Весь биеннальный проект «Ленин: ледокол» завершается флаговыми инсталляциями Анны Титовой, Стаса Шурипы и Леонида Тишкова. Именно в них скрываются кодированные смыслы этой интегральной акции — представления ледокола «Ленин» как пространства единения национальных культур, социальных практик и художественных сообществ. Подвешенная под потолком в столовой инсталляция Анны Титовой и Стаса Шурипы превращается в мифологическую конструкцию, объединяющую человечество не только по океаническим параллелям, но и по вертикали, снимая все иерархии и формируя новую демократическую целостность.
Кураторы проекта Стелла Роллинг и Симон Мраз в подборе участников и создании драматургии проекта проявили удивительную чуткость и внимание к пространству ледокола, к его внутренним измерения и его истории, превратив ледокол в организм, в особое художественное произведение, позволяющее переживать рубеж тысячелетий как наше общее личное время, за которое мы несем ответственность.

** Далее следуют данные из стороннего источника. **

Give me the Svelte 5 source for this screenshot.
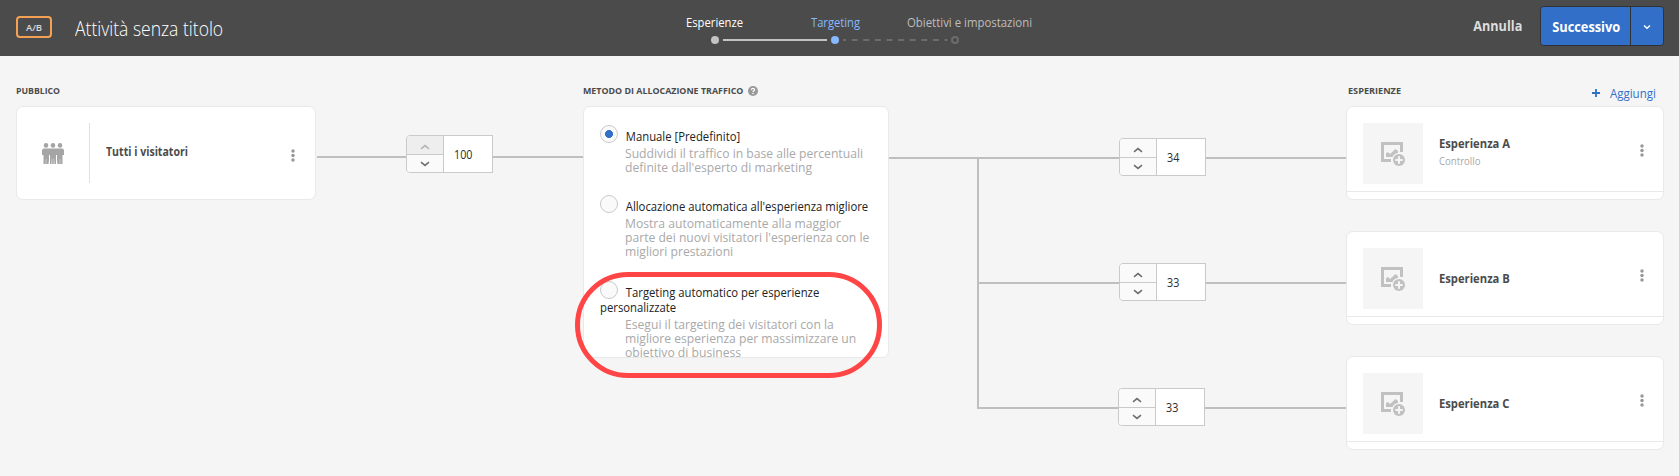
<script>
  const methods = [
    { title: 'Manuale [Predefinito]', text: ['Suddividi il traffico in base alle percentuali', "definite dall'esperto di marketing"], checked: true },
    { title: "Allocazione automatica all'esperienza migliore", text: ['Mostra automaticamente alla maggior', "parte dei nuovi visitatori l'esperienza con le", 'migliori prestazioni'] },
    { title: 'Targeting automatico per esperienze personalizzate', text: ['Esegui il targeting dei visitatori con la', 'migliore esperienza per massimizzare un', 'obiettivo di business'] }
  ];
  const experiences = [
    { name: 'Esperienza A', note: 'Controllo', share: 34 },
    { name: 'Esperienza B', share: 33 },
    { name: 'Esperienza C', share: 33 }
  ];
</script>

{#snippet stepper(value, full)}
  <div class="stepper">
    <div class="arrows">
      <button class:disabled={full} aria-label="+"><svg width="10" height="6" viewBox="0 0 10 6"><path d="M1 4.8 5 1.6 9 4.8" /></svg></button>
      <button aria-label="-"><svg width="10" height="6" viewBox="0 0 10 6"><path d="M1 1.2 5 4.4 9 1.2" /></svg></button>
    </div>
    <div class="value"><span>{value}</span></div>
  </div>
{/snippet}

{#snippet dots()}
  <svg class="dots" width="4" height="13" viewBox="0 0 4 13"><circle cx="2" cy="2" r="1.75" /><circle cx="2" cy="6.5" r="1.75" /><circle cx="2" cy="11" r="1.75" /></svg>
{/snippet}

<header>
  <span class="badge">A/B</span>
  <h1>Attività senza titolo</h1>
  <nav>
    <div class="labels">
      <span class="done">Esperienze</span>
      <span class="current">Targeting</span>
      <span class="next">Obiettivi e impostazioni</span>
    </div>
    <svg width="250" height="8" viewBox="0 0 250 8">
      <circle cx="5" cy="4" r="4" fill="#c3c3c3" />
      <path d="M13 4H117" stroke="#c3c3c3" stroke-width="2" />
      <circle cx="125" cy="4" r="4" fill="#86b9ff" />
      <path d="M133 4h3m5.700 0h6m5.600 0h6m5.600 0h6m5.600 0h6m5.600 0h6m5.600 0h6m5.600 0h6m5.600 0h6m5.600 0h3" stroke="#6c6c6c" stroke-width="2" />
      <circle cx="245" cy="4" r="3" fill="none" stroke="#6c6c6c" stroke-width="2" />
    </svg>
  </nav>
  <div class="actions">
    <span class="cancel">Annulla</span>
    <div class="split">
      <button class="go"><span>Successivo</span></button>
      <button class="more" aria-label="Successivo"><svg width="8" height="6" viewBox="0 0 8 6"><path d="M1 1.500 4 4.300 7 1.500" /></svg></button>
    </div>
  </div>
</header>

<main>
  <section class="audience">
    <h2><span>Pubblico</span></h2>
    <div class="card">
      <div class="people">
        <svg width="22" height="21" viewBox="0 0 22 21">
          <g fill="#a5a5a5">
            <circle cx="4" cy="2.400" r="2.300" /><circle cx="11" cy="2.400" r="2.300" /><circle cx="18" cy="2.400" r="2.300" />
            <path d="M2 5.500H20Q22 5.500 22 7.500V12H20.500V21H15.500L15 17 14.500 21H13V13.500L12.500 21H9.500L9 13.500V21H7.500L7 17 6.500 21H1.500V12H0V7.500Q0 5.500 2 5.500Z" />
          </g>
          <path d="M7.500 12V21M14.500 12V21" stroke="#fff" stroke-width="1" />
          <path d="M4 16V21M11 16V21M18 16V21" stroke="#fff" stroke-width=".4" />
        </svg>
      </div>
      <strong>Tutti i visitatori</strong>
      {@render dots()}
    </div>
  </section>

  <section class="link">
    <i></i>{@render stepper(100, true)}<i></i>
  </section>

  <section class="method">
    <h2><span>Metodo di allocazione traffico</span>
      <svg width="10" height="10" viewBox="0 0 10 10"><circle cx="5" cy="5" r="5" fill="#999" /><path d="M3.400 3.900Q3.500 2.400 5 2.400T6.600 3.700Q6.600 4.500 5.700 4.900 5 5.200 5 6" fill="none" stroke="#fff" stroke-width="1.200" /><circle cx="5" cy="7.600" r=".75" fill="#fff" /></svg>
    </h2>
    <div class="card">
      {#each methods as m}
        <div class="option">
          <span class="radio" class:checked={m.checked}></span>
          <div class="title">{m.title}</div>
          <p>{#each m.text as line}<span>{line}</span>{/each}</p>
        </div>
      {/each}
    </div>
    <div class="highlight"></div>
  </section>

  <section class="branches">
    <i class="lead"></i>
    <div class="tree">
      {#each experiences as e}
        <div class="branch"><i></i>{@render stepper(e.share)}<i></i></div>
      {/each}
    </div>
  </section>

  <section class="experiences">
    <div class="head">
      <h2><span>Esperienze</span></h2>
      <a href="#add"><svg width="8" height="8" viewBox="0 0 8 8"><path d="M4 0V8M0 4H8" stroke="#326fc9" stroke-width="1.800" /></svg><span>Aggiungi</span></a>
    </div>
    {#each experiences as e}
      <div class="card">
        <div class="row">
          <div class="thumb">
            <svg width="24" height="24" viewBox="0 0 24 24">
              <path d="M10 18.500H1.500V1.500H20.500V10" fill="none" stroke="#c1c1c1" stroke-width="3" />
              <path d="M5 15V11.500Q7 9 9 12L14.500 7 17 9V11Q12.500 12 11.500 15Z" fill="#c1c1c1" />
              <circle cx="18" cy="18" r="7" fill="#f5f5f5" />
              <circle cx="18" cy="18" r="6" fill="#c1c1c1" />
              <path d="M18 14.300V21.700M14.300 18H21.700" stroke="#f5f5f5" stroke-width="2" />
            </svg>
          </div>
          <div class="name"><strong>{e.name}</strong>{#if e.note}<small>{e.note}</small>{/if}</div>
          {@render dots()}
        </div>
      </div>
    {/each}
  </section>
</main>

<style>
  :global(body) { background: #f5f5f5; }
  header, main { font-family: 'Open Sans', sans-serif; font-size: 12.5px; color: #4b4b4b; box-sizing: border-box; width: 1679px; }
  header *, main * { box-sizing: border-box; }
  button { font: inherit; padding: 0; border: 0; margin: 0; }
  svg { display: block; flex: none; }
  h1, h2, p { margin: 0; }

  /* The interface face is narrower than Open Sans, so labels are condensed sideways. */
  h1, h2 span, strong, small, p span, .title, .labels span, .value span { transform-origin: left center; }

  header { height: 56px; background: #4b4b4b; display: flex; align-items: flex-start; padding: 0 15px 0 16px; }
  .badge { width: 36px; height: 22px; margin-top: 16px; border: 2px solid #f5a155; border-radius: 4px; color: #dadada; font-size: 9.5px; font-weight: 600; line-height: 19px; text-align: center; }
  h1 { margin: 15px 442px 0 23px; width: 169px; font-size: 20px; line-height: 28px; font-weight: 300; transform: scaleX(.876); color: #fff; white-space: nowrap; }
  nav { width: 350px; margin-top: 14px; }
  .labels { display: flex; height: 17px; line-height: 17px; white-space: nowrap; }
  .done { width: 57px; color: #fff; font-weight: 500; margin-right: 68px; transform: scaleX(.9); }
  .current { width: 49px; color: #86b9ff; margin-right: 47px; transform: scaleX(.894); }
  .next { color: #bdbdbd; transform: scaleX(.912); }
  nav svg { margin: 5px 0 0 24px; }
  .actions { margin-left: auto; display: flex; padding-top: 6px; }
  .cancel { font-size: 14px; font-weight: 700; transform: scaleX(.903); transform-origin: right center; color: #dedede; line-height: 40px; margin-right: 18px; }
  .split { display: flex; width: 124px; height: 40px; border: 1px solid #303235; border-radius: 4px; overflow: hidden; }
  .go { width: 90px; background: #326fc9; color: #fff; font-size: 14px; font-weight: 700; border-right: 1px solid #303235; padding: 1px 0 0 1px; }
  .go span { display: inline-block; transform: scaleX(.914); }
  .more { flex: 1; display: grid; place-items: center; background: #326fc9; padding-top: 2px; }
  .more path { fill: none; stroke: #fff; stroke-width: 1.4; }

  main { height: 420px; display: grid; grid-template-columns: 301px 266px 306px 457px 318px; padding-left: 16px; }
  h2 { display: flex; align-items: center; height: 14px; margin: 28px 0 8px; font-size: 9.5px; line-height: 14px; font-weight: 700; text-transform: uppercase; white-space: nowrap; }
  h2 span { display: block; transform: scaleX(.934); }
  .audience h2 span { transform: scaleX(.917); }
  .method h2 svg { margin-left: -7px; }
  strong { font-weight: 700; transform: scaleX(.898); }
  .card { background: #fff; border: 1px solid #e9e9e9; border-radius: 7px; height: 94px; }
  .dots { margin-left: auto; fill: #989898; }

  .audience .card { width: 300px; display: flex; align-items: center; padding-right: 20px; }
  .people { width: 73px; height: 60px; border-right: 1px solid #e1e1e1; display: grid; place-items: center; }
  .audience strong { margin: -4px 0 0 16px; transform: scaleX(.845); }
  .audience .dots { margin-top: 4px; }

  .link { display: flex; height: 38px; margin-top: 79px; }
  .link i, .branch i { flex: 1; height: 2px; background: #bfbfbf; margin-top: 21px; }
  .link i:first-child { flex: 0 0 89px; }
  .stepper { display: flex; width: 87px; height: 38px; flex: none; }
  .arrows { width: 38px; border: 1px solid #cacaca; border-radius: 4px 0 0 4px; overflow: hidden; }
  .arrows button { display: grid; place-items: center; width: 100%; height: 18px; background: #fafafa; }
  .arrows button:first-child { height: 19px; border-bottom: 1px solid #cacaca; padding-top: 3px; }
  .arrows .disabled { background: #eee; }
  .arrows path { fill: none; stroke: #6e6e6e; stroke-width: 1.6; }
  .arrows .disabled path { stroke: #b5b5b5; }
  .value { flex: 1; margin-left: -1px; border: 1px solid #cacaca; background: #fff; padding-left: 10px; color: #2c2c2c; line-height: 37px; }
  .value span { display: inline-block; transform: scaleX(.86); }

  .method { position: relative; }
  .method .card { height: 252px; overflow: hidden; padding: 22px 16px 0; }
  .option { display: grid; grid-template-columns: 272px; margin-bottom: 27px; white-space: nowrap; color: #222; }
  .option:first-child { margin-bottom: 25px; }
  .radio { grid-area: 1 / 1; width: 18px; height: 18px; margin: -4px 0 -8px; border: 1px solid #cacaca; border-radius: 50%; background: #fafafa; }
  .checked { background: radial-gradient(circle, #326fc9 0 3.700px, #fafafa 4.300px); }
  .title { grid-area: 1 / 1; line-height: 15px; white-space: normal; width: 305px; text-indent: 28.5px; margin-bottom: 2px; transform: scaleX(.904); }
  p { padding-left: 25px; font-size: 13px; line-height: 14px; color: #a9a9a9; }
  p span { display: block; width: max-content; transform: scaleX(.934); }
  .highlight { position: absolute; left: -8px; top: 216px; width: 307px; height: 106px; border: 5px solid #ff4545; border-radius: 53px; }

  .branches { display: flex; padding-top: 82px; }
  .lead { width: 88px; height: 2px; margin-top: 19px; background: #bfbfbf; }
  .tree { flex: 1; display: flex; flex-direction: column; gap: 87px; height: 271px; background: linear-gradient(#bfbfbf, #bfbfbf) 0 19px / 2px 252px no-repeat; }
  .branch { display: flex; height: 38px; flex: none; }
  .branch i { margin-top: 19px; }
  .branch i:first-child { flex: 0 0 142px; }
  .branch:last-child i:first-child { flex-basis: 141px; }

  .head { display: flex; justify-content: space-between; padding: 0 8px 0 2px; }
  .head h2 span { transform: scaleX(.962); }
  .head a { display: flex; align-items: center; gap: 4px; height: 18px; margin-top: 28px; font-size: 13px; color: #326fc9; text-decoration: none; }
  .head a span { transform: scaleX(.886); transform-origin: right center; }
  .experiences .card { margin-bottom: 31px; }
  .row { display: flex; align-items: center; height: 85px; padding: 5px 19px 0 16px; border-bottom: 1px solid #e9e9e9; }
  .thumb { width: 60px; height: 61px; margin-top: 4px; background: #f5f5f5; display: grid; place-items: center; }
  .name { margin: 2px 0 0 16px; }
  .name strong, .name small { display: block; line-height: 17px; }
  .name strong { margin-top: 1px; }
  .name small { font-size: 11px; transform: scaleX(.874); color: #a8a8a8; margin-bottom: 2px; }
  .row .dots { margin-top: -3px; }
</style>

Современное искусство, вошедшее в проект, повисает на границе будущего, оказывается в его эстетической экологии, в феномене охранительных символов, но не забывает о катастрофах, былых драмах, преображая конфликты в гармонические идеалы и образы счастья художественной реальности. Оно моделирует нового человека, воскрешая его историческую память и восстанавливая утраченные связи с «телом» нашего дома, планетой по имени Земля.